Reporting by news media informs the general public that shutdown of a locomotive engine (by firefighters on the scene) caused train brakes to become released. It's implied that a locomotive was no longer keeping up its main reservoir air supply, and therefore the entire train lost its air brakes and subsequently rolled away. I disagree.
As you professional and casual railroaders here can attest, that's not how the air brake system on locomotives and cars functions. There's a critical difference between "straight" brakes and "Westinghouse" brakes, as described in a Wikipedia article entitled Railway air brake, [
en.wikipedia.org] (which the news media and general public would have little knowledge about).

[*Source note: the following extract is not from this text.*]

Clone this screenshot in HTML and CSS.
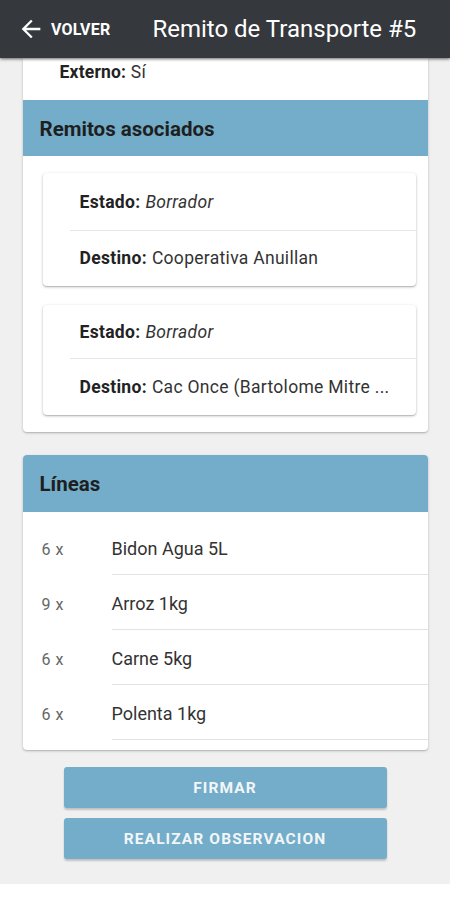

Leading up to this tragic incident, in less than one hour 70 cars and 5 locos released and rolled away - for me, this doesn't add up as a slow loss of locomotive main reservoir pressure. Whether or not the locomotive's main reservoir bled off, that's not what was holding the train and its cars against the grade ... train braking effort would have been initiated from a service application made while stopping the train, perhaps a 20 pound reduction of train line air pressure, resulting in car brake pistons being actuated with air supplied from each car's reservoir. Hand brakes on locomotives and cars (subsequently applied in sufficient quantity as prescribed by operating rules) would have provided another static braking force at the wheels, effectively a parallel or backup brake system to hold the train in place when "bottled air" in the car reservoirs eventually bleeds off.
It's been reported that handbrakes had been applied on the locos, not the cars, so apparently bottled air in the train was temporarily keeping things from rolling off the mountain when the train was tied down. "Leaky" (or any professional railroaders familiar with air brakes), how long might it take for typical freight cars (with proper COTS work) to eventually lose charge of air in each car's air reservoir?